▼
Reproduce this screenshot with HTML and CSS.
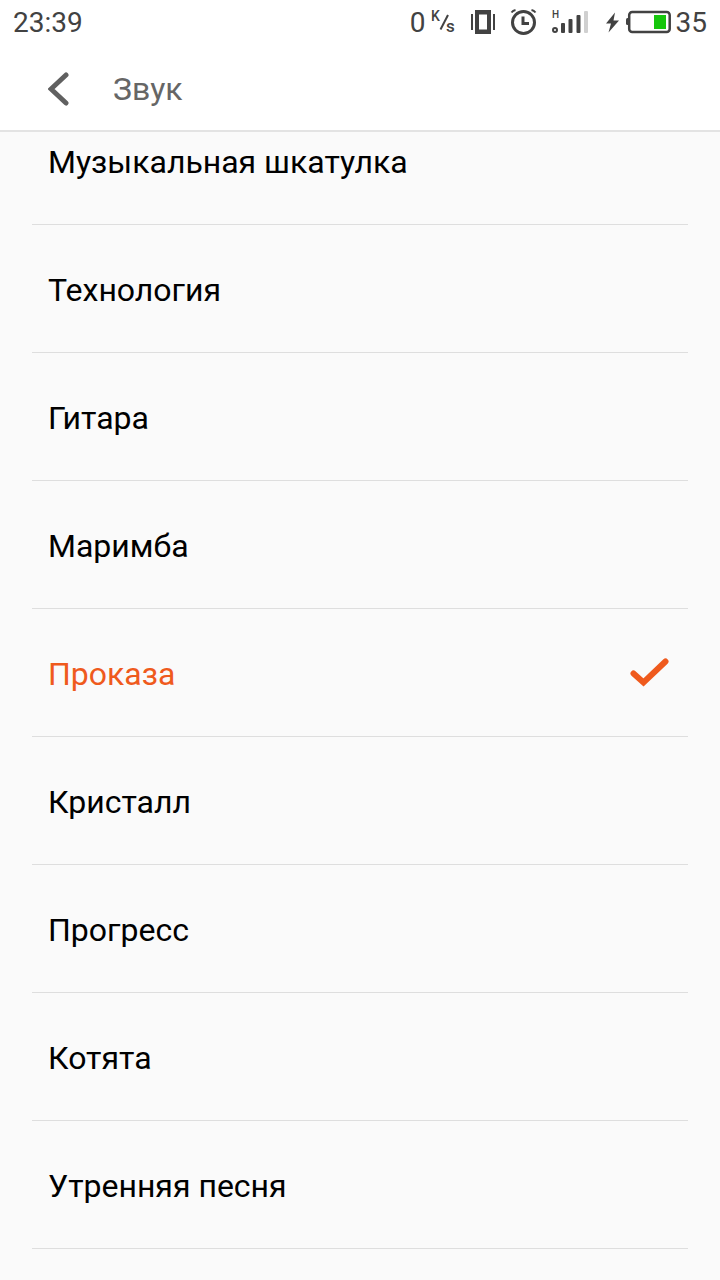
FILE: index.html
```html
<!DOCTYPE html>
<html lang="ru">
<head>
<meta charset="utf-8">
<meta name="viewport" content="width=device-width, initial-scale=1">
<title>Звук</title>
<link rel="stylesheet" href="styles.css">
</head>
<body>
<div class="screen">
  <header class="top">
    <div class="status">
      <time class="clock">23:39</time>
      <div class="indicators">
        <div class="group">
          <span>0</span>
          <svg width="27" height="46" viewBox="430 0 27 46" class="unit">
            <text x="431" y="21" class="unit-text">K</text>
            <path d="M448 15L440.500 29.500" class="line thin"/>
            <text x="446" y="32" class="unit-text small">s</text>
          </svg>
        </div>
        <svg width="25" height="46" viewBox="471 0 25 46">
          <path d="M472 14V30M494 14V30" class="line thin"/>
          <path fill-rule="evenodd" class="solid" d="M475 10H491V34H475ZM479 14.500V29.500H487V14.500Z"/>
        </svg>
        <svg width="27" height="46" viewBox="510 0 27 46">
          <circle cx="523.500" cy="22.500" r="11" class="line"/>
          <path d="M523 16.500V23.500H529" class="line"/>
          <path d="M511.500 12.500Q513 10.500 515.500 10M531.500 10Q534 10.500 535.500 12.500" class="line thin"/>
        </svg>
        <svg width="39" height="46" viewBox="551 0 39 46">
          <text x="552" y="18" class="net-text">H</text>
          <circle cx="555" cy="30" r="2" class="line thin"/>
          <rect class="solid" x="561" y="23" width="4" height="10" rx="1"/>
          <rect class="solid" x="568.500" y="19" width="4" height="14" rx="1"/>
          <rect class="solid" x="576.500" y="15" width="4" height="18" rx="1"/>
          <rect class="faint" x="584" y="11" width="4" height="22" rx="1"/>
        </svg>
        <div class="group">
          <svg width="18" height="46" viewBox="604 0 18 46">
            <path class="solid" d="M615 12.500L606 23.500H611L608.500 32.500L619 20.500H613.500Z"/>
          </svg>
          <svg width="46" height="46" viewBox="626 0 46 46">
            <rect x="629.200" y="12" width="40.500" height="20" rx="3" class="line medium"/>
            <path class="solid" d="M629 18H627.500Q626 18 626 19.500V23.500Q626 25 627.500 25H629Z"/>
            <rect x="654" y="15" width="12" height="14" class="charge"/>
          </svg>
          <span>35</span>
        </div>
      </div>
    </div>
    <div class="bar">
      <button type="button" class="back" aria-label="Назад">
        <svg width="24" height="36" viewBox="0 0 24 36"><path d="M18 4L3 18L18 32"/></svg>
      </button>
      <h1 class="title">Звук</h1>
    </div>
  </header>
  <main class="viewport">
    <div class="list" role="radiogroup" aria-label="Звук">
      <label class="row"><span>Музыкальная шкатулка</span><input type="radio" name="sound"></label>
      <label class="row"><span>Технология</span><input type="radio" name="sound"></label>
      <label class="row"><span>Гитара</span><input type="radio" name="sound"></label>
      <label class="row"><span>Маримба</span><input type="radio" name="sound"></label>
      <label class="row"><span>Проказа</span><input type="radio" name="sound" checked><svg class="tick" width="40" height="32" viewBox="0 0 40 32"><path d="M3.500 15.500L13.500 24.500L35.500 3.500"/></svg></label>
      <label class="row"><span>Кристалл</span><input type="radio" name="sound"></label>
      <label class="row"><span>Прогресс</span><input type="radio" name="sound"></label>
      <label class="row"><span>Котята</span><input type="radio" name="sound"></label>
      <label class="row"><span>Утренняя песня</span><input type="radio" name="sound"></label>
    </div>
  </main>
</div>
</body>
</html>
```
FILE: styles.css
```css
* {
  box-sizing: border-box;
}

body {
  margin: 0;
  background: #fafafa;
  color: #000;
  font-family: Roboto, "Noto Sans", sans-serif;
  font-size: 32px;
}

.screen {
  display: flex;
  flex-direction: column;
  height: 100vh;
  overflow: hidden;
}

.top {
  flex: none;
  background: #fff;
  border-bottom: 2px solid #e3e3e3;
}

.status {
  display: flex;
  justify-content: space-between;
  align-items: center;
  padding: 0 13px;
  color: #424242;
  font-size: 28px;
  line-height: 46px;
}

.indicators {
  display: flex;
  align-items: center;
  gap: 14px;
}

.group {
  display: flex;
  align-items: center;
  gap: 4px;
}

.status svg {
  display: block;
}

.solid {
  fill: #424242;
}

.faint {
  fill: #d0d0d0;
}

.charge {
  fill: #16c60c;
}

.line {
  fill: none;
  stroke: #424242;
  stroke-width: 3px;
}

.medium {
  stroke-width: 2.500px;
}

.thin {
  stroke-width: 2px;
}

.unit-text {
  fill: #424242;
  font-size: 14px;
  font-weight: 500;
}

.small {
  font-size: 17px;
}

.net-text {
  fill: #424242;
  font-size: 10px;
  font-weight: 500;
}

.bar {
  display: flex;
  align-items: center;
  gap: 41px;
  height: 84px;
  padding: 2px 48px 0 48px;
}

.back {
  display: flex;
  padding: 0;
  border: 0;
  background: none;
}

.back path {
  fill: none;
  stroke: #606060;
  stroke-width: 5px;
  stroke-linecap: round;
}

.title {
  margin: 0;
  color: #666;
  font-size: 32px;
  font-weight: 400;
}

.viewport {
  flex: 1;
  min-height: 0;
  overflow: hidden;
}

/* The list rests partly scrolled under the header. */
.list {
  margin: -35px 32px 0;
}

.row {
  display: flex;
  align-items: center;
  justify-content: space-between;
  height: 128px;
  padding: 2px 18px 0 16px;
  border-bottom: 1px solid #dedede;
}

.row input {
  appearance: none;
  width: 0;
  height: 0;
  margin: 0;
}

.row:has(input:checked) {
  color: #ef5a1d;
}

.tick path {
  fill: none;
  stroke: #ef5a1d;
  stroke-width: 6px;
  stroke-linecap: round;
}
```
▲
TASK TO CARRY OUT: Write the full listing out again with every line unchanged, but include no pictures.

FINISHED TASK:
Reproduce this screenshot with HTML and CSS.
FILE: index.html
```html
<!DOCTYPE html>
<html lang="ru">
<head>
<meta charset="utf-8">
<meta name="viewport" content="width=device-width, initial-scale=1">
<title>Звук</title>
<link rel="stylesheet" href="styles.css">
</head>
<body>
<div class="screen">
  <header class="top">
    <div class="status">
      <time class="clock">23:39</time>
      <div class="indicators">
        <div class="group">
          <span>0</span>
          <svg width="27" height="46" viewBox="430 0 27 46" class="unit">
            <text x="431" y="21" class="unit-text">K</text>
            <path d="M448 15L440.500 29.500" class="line thin"/>
            <text x="446" y="32" class="unit-text small">s</text>
          </svg>
        </div>
        <svg width="25" height="46" viewBox="471 0 25 46">
          <path d="M472 14V30M494 14V30" class="line thin"/>
          <path fill-rule="evenodd" class="solid" d="M475 10H491V34H475ZM479 14.500V29.500H487V14.500Z"/>
        </svg>
        <svg width="27" height="46" viewBox="510 0 27 46">
          <circle cx="523.500" cy="22.500" r="11" class="line"/>
          <path d="M523 16.500V23.500H529" class="line"/>
          <path d="M511.500 12.500Q513 10.500 515.500 10M531.500 10Q534 10.500 535.500 12.500" class="line thin"/>
        </svg>
        <svg width="39" height="46" viewBox="551 0 39 46">
          <text x="552" y="18" class="net-text">H</text>
          <circle cx="555" cy="30" r="2" class="line thin"/>
          <rect class="solid" x="561" y="23" width="4" height="10" rx="1"/>
          <rect class="solid" x="568.500" y="19" width="4" height="14" rx="1"/>
          <rect class="solid" x="576.500" y="15" width="4" height="18" rx="1"/>
          <rect class="faint" x="584" y="11" width="4" height="22" rx="1"/>
        </svg>
        <div class="group">
          <svg width="18" height="46" viewBox="604 0 18 46">
            <path class="solid" d="M615 12.500L606 23.500H611L608.500 32.500L619 20.500H613.500Z"/>
          </svg>
          <svg width="46" height="46" viewBox="626 0 46 46">
            <rect x="629.200" y="12" width="40.500" height="20" rx="3" class="line medium"/>
            <path class="solid" d="M629 18H627.500Q626 18 626 19.500V23.500Q626 25 627.500 25H629Z"/>
            <rect x="654" y="15" width="12" height="14" class="charge"/>
          </svg>
          <span>35</span>
        </div>
      </div>
    </div>
    <div class="bar">
      <button type="button" class="back" aria-label="Назад">
        <svg width="24" height="36" viewBox="0 0 24 36"><path d="M18 4L3 18L18 32"/></svg>
      </button>
      <h1 class="title">Звук</h1>
    </div>
  </header>
  <main class="viewport">
    <div class="list" role="radiogroup" aria-label="Звук">
      <label class="row"><span>Музыкальная шкатулка</span><input type="radio" name="sound"></label>
      <label class="row"><span>Технология</span><input type="radio" name="sound"></label>
      <label class="row"><span>Гитара</span><input type="radio" name="sound"></label>
      <label class="row"><span>Маримба</span><input type="radio" name="sound"></label>
      <label class="row"><span>Проказа</span><input type="radio" name="sound" checked><svg class="tick" width="40" height="32" viewBox="0 0 40 32"><path d="M3.500 15.500L13.500 24.500L35.500 3.500"/></svg></label>
      <label class="row"><span>Кристалл</span><input type="radio" name="sound"></label>
      <label class="row"><span>Прогресс</span><input type="radio" name="sound"></label>
      <label class="row"><span>Котята</span><input type="radio" name="sound"></label>
      <label class="row"><span>Утренняя песня</span><input type="radio" name="sound"></label>
    </div>
  </main>
</div>
</body>
</html>
```
FILE: styles.css
```css
* {
  box-sizing: border-box;
}

body {
  margin: 0;
  background: #fafafa;
  color: #000;
  font-family: Roboto, "Noto Sans", sans-serif;
  font-size: 32px;
}

.screen {
  display: flex;
  flex-direction: column;
  height: 100vh;
  overflow: hidden;
}

.top {
  flex: none;
  background: #fff;
  border-bottom: 2px solid #e3e3e3;
}

.status {
  display: flex;
  justify-content: space-between;
  align-items: center;
  padding: 0 13px;
  color: #424242;
  font-size: 28px;
  line-height: 46px;
}

.indicators {
  display: flex;
  align-items: center;
  gap: 14px;
}

.group {
  display: flex;
  align-items: center;
  gap: 4px;
}

.status svg {
  display: block;
}

.solid {
  fill: #424242;
}

.faint {
  fill: #d0d0d0;
}

.charge {
  fill: #16c60c;
}

.line {
  fill: none;
  stroke: #424242;
  stroke-width: 3px;
}

.medium {
  stroke-width: 2.500px;
}

.thin {
  stroke-width: 2px;
}

.unit-text {
  fill: #424242;
  font-size: 14px;
  font-weight: 500;
}

.small {
  font-size: 17px;
}

.net-text {
  fill: #424242;
  font-size: 10px;
  font-weight: 500;
}

.bar {
  display: flex;
  align-items: center;
  gap: 41px;
  height: 84px;
  padding: 2px 48px 0 48px;
}

.back {
  display: flex;
  padding: 0;
  border: 0;
  background: none;
}

.back path {
  fill: none;
  stroke: #606060;
  stroke-width: 5px;
  stroke-linecap: round;
}

.title {
  margin: 0;
  color: #666;
  font-size: 32px;
  font-weight: 400;
}

.viewport {
  flex: 1;
  min-height: 0;
  overflow: hidden;
}

/* The list rests partly scrolled under the header. */
.list {
  margin: -35px 32px 0;
}

.row {
  display: flex;
  align-items: center;
  justify-content: space-between;
  height: 128px;
  padding: 2px 18px 0 16px;
  border-bottom: 1px solid #dedede;
}

.row input {
  appearance: none;
  width: 0;
  height: 0;
  margin: 0;
}

.row:has(input:checked) {
  color: #ef5a1d;
}

.tick path {
  fill: none;
  stroke: #ef5a1d;
  stroke-width: 6px;
  stroke-linecap: round;
}
```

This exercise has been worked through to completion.